Bitwa o Katowice – niewielkie starcie kampanii wrześniowej stoczone w dniach 3-4 września 1939 roku. Bitwa zakończyła się zwycięstwem sił niemieckich.
Przebieg[]
W sierpniu 1939 roku śląskie władze harcerstwa nakazały swoim członkom przerwanie wędrówek, kolonii oraz obozów i powrót do miejsc zamieszkania. 1 września 1939 roku wojska niemieckie przekroczyły granicę z Polską i rozpoczęła się ciężka bitwa pod Pszczyną. Katowiccy harcerze zajęli się organizowaniem pomocy uchodźcą, tworzyli punkty sanitarne, obserwacyjne i łącznościowe. Były to m.in. wieża spadochronowa w parku Kościuszki, na tzw. drapaczu chmur i na Domu Powstańca.

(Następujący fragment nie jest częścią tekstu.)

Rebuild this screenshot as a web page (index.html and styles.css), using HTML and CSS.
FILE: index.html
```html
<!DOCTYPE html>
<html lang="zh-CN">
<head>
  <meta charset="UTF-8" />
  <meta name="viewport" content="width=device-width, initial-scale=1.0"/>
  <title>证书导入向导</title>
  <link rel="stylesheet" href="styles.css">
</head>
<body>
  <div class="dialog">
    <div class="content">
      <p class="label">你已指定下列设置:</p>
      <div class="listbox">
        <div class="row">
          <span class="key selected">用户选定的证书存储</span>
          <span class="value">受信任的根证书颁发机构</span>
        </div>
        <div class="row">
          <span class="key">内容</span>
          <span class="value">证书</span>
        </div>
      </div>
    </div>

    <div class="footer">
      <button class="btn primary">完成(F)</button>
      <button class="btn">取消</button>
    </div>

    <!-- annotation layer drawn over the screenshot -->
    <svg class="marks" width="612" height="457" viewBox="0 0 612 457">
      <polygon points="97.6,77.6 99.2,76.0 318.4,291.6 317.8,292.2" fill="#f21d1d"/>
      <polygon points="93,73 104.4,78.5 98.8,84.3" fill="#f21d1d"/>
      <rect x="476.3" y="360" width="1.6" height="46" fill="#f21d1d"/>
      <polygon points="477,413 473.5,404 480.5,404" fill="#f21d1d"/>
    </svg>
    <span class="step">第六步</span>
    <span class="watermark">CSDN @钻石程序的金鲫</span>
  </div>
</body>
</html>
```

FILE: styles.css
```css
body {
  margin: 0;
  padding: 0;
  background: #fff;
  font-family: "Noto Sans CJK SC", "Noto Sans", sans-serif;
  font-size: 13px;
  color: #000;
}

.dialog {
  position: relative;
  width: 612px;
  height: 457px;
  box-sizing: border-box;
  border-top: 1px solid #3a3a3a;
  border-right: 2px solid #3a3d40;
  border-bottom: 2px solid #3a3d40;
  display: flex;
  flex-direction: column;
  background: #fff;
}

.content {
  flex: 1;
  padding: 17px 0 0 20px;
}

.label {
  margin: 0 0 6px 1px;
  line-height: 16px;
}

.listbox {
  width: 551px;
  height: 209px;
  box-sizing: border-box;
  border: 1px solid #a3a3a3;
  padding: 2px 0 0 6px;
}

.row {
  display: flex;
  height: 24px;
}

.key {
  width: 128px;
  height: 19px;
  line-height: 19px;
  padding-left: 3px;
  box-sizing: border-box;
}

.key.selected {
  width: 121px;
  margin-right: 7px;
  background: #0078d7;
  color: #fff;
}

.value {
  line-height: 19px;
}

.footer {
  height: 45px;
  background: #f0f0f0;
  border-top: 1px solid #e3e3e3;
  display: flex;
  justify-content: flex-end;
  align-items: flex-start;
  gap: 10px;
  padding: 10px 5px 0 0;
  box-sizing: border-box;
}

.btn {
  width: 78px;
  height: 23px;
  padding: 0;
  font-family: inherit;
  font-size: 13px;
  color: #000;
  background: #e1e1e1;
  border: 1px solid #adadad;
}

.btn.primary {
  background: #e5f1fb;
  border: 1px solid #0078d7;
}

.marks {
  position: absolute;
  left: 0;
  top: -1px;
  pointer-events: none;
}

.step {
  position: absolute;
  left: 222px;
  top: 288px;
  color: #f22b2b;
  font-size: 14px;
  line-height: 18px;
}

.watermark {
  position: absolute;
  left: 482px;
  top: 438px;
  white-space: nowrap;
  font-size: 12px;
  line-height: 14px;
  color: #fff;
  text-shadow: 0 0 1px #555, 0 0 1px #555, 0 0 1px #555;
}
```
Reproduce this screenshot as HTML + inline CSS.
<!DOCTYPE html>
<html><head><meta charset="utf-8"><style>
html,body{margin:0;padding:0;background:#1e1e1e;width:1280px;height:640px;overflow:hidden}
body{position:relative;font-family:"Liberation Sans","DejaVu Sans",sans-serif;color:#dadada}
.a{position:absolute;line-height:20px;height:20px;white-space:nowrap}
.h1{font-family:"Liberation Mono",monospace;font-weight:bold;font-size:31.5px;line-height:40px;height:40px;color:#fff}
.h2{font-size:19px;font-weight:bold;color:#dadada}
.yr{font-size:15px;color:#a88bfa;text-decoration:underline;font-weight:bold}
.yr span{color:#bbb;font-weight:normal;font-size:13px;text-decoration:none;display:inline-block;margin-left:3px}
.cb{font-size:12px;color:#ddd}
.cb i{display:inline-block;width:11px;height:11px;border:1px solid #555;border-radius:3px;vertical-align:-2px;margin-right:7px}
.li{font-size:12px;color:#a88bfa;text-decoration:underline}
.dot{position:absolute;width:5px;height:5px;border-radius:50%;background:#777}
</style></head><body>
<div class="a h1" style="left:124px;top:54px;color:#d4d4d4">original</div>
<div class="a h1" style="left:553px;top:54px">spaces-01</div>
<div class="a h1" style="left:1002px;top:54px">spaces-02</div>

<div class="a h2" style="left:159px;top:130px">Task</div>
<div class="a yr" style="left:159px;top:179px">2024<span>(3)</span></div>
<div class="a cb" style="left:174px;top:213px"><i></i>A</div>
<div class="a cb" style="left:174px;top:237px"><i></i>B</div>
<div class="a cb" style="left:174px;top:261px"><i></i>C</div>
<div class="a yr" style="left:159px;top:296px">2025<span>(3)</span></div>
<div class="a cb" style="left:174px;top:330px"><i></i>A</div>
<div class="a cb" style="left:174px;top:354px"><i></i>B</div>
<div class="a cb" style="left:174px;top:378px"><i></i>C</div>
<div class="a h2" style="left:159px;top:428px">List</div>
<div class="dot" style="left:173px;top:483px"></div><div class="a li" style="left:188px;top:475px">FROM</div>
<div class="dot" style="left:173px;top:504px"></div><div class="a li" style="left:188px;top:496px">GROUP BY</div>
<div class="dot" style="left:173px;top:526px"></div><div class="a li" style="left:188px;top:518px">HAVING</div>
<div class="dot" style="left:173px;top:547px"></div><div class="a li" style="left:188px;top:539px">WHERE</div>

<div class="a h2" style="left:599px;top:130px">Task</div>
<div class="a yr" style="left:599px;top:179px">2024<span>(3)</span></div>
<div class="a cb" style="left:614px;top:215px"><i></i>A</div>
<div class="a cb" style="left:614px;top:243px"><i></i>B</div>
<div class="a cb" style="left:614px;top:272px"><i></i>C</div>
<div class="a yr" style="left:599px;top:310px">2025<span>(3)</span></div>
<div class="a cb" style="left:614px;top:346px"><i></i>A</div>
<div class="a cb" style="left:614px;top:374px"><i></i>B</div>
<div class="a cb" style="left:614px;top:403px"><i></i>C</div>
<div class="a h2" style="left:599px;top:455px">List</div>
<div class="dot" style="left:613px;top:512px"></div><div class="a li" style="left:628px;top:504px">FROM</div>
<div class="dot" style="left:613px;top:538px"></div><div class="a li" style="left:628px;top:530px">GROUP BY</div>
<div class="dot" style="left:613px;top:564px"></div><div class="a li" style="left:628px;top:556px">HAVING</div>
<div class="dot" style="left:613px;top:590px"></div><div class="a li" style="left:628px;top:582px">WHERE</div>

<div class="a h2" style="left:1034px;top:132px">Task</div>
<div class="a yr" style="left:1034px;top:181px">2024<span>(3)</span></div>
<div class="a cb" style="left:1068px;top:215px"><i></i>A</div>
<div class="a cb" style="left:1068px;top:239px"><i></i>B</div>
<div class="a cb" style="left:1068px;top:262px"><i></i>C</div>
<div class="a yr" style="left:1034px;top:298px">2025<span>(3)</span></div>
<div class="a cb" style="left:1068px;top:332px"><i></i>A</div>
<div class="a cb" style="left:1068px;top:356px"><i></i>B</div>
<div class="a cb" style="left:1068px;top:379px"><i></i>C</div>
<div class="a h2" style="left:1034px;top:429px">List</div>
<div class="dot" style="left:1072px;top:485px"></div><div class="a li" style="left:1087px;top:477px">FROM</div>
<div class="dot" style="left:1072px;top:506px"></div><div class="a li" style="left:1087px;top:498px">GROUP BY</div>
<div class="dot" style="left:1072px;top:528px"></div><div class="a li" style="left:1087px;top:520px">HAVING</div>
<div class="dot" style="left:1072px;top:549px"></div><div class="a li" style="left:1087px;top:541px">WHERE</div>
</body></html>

2 września władze wojskowe podjęły decyzję o ewakuacji miasta. Punkt obserwacyjny 73. Pułku Piechoty ppłk. Piotra Sosialuka obsadzony przez 12 harcerzy, 3 września został ewakuowany. Tego dnia do miasta zbliżyły się siły 3. Dywizji Lekkiej gen. Adolfa-Friedricha Kuntzena, 239. Dywizji Piechoty gen. Ferdinanda Neulinga i 28. Dywizji Piechoty gen. Hansa von Obstfeldera oraz siły Freikorps Ebbinghaus. Doszło do kilku małych starć. Członkowie katowickiej Komendy Powstańców Śląskich odmówili oddania Katowic bez walki, a po wycofaniu się Wojska Polskiego z miasta, dowództwo nad obroną przejął uczestnik powstania śląskiego ppor. Jan Faska. Posterunki zostały zajęte przez powstańców, harcerzy i cywilnych ochotników. Ponownie obsadzona została również wieża spadochronowa. 3 września przed południem Niemcy zajęli dzielnice Piotrowice i Ligotę, ale opór stawiała kompania 3 batalionu kpt. Staszkiewicza z 201. Pułku Piechoty ppłk. Władysława Adamczyka. Pomimo heroicznej postawy polskich żołnierzy, nie udało się powstrzymać natarcia. 4 września całe miasto znalazło się pod kontrolą nieprzyjaciela. Na jednym ze wzniesień, w okolicach wieży spadochronowej rozlokował się niemiecki sztab, w którym znajdowało się trzech generałów. Zostali oni ostrzelani z wieży, ale chwilę po tym ogień otworzyło niemieckie działo przeciwpancerne. Obrońcy prawdopodobne zdołali się wycofać. Zatrzymani powstańcy, harcerze i cywile nie byli uznawani za żołnierzy i zazwyczaj byli rozstrzeliwani. Niemcy w Katowicach zamordowali później kilkuset ludzi, a wśród nich mogli znajdować się również obrońcy wieży spadochronowej.

Propagandowe zdjęcie niemieckie przedstawiające żołnierzy Wehrmachtu witanych przez mieszkańców Katowic.
Według późniejszej legendy obrona wieży miała trwać przez kilka godzin, a większość broniących jej harcerzy została zamordowana. Była to wersja sprzeczna ze stanem rzeczywistym i nie jest jasne kto prowadził ostrzał. Mówi się o harcerzach, gimnazjalistach lub powstańcach śląskich. Z pewnością obrona wieży nie była długą walką, jak przedstawiały to źródła powojenne. Niemiecki dowódca 3. Odcinka Grenzschutz gen. Georg Brandt raportował, że zajęcie Katowic przebiegło bez większego problemu.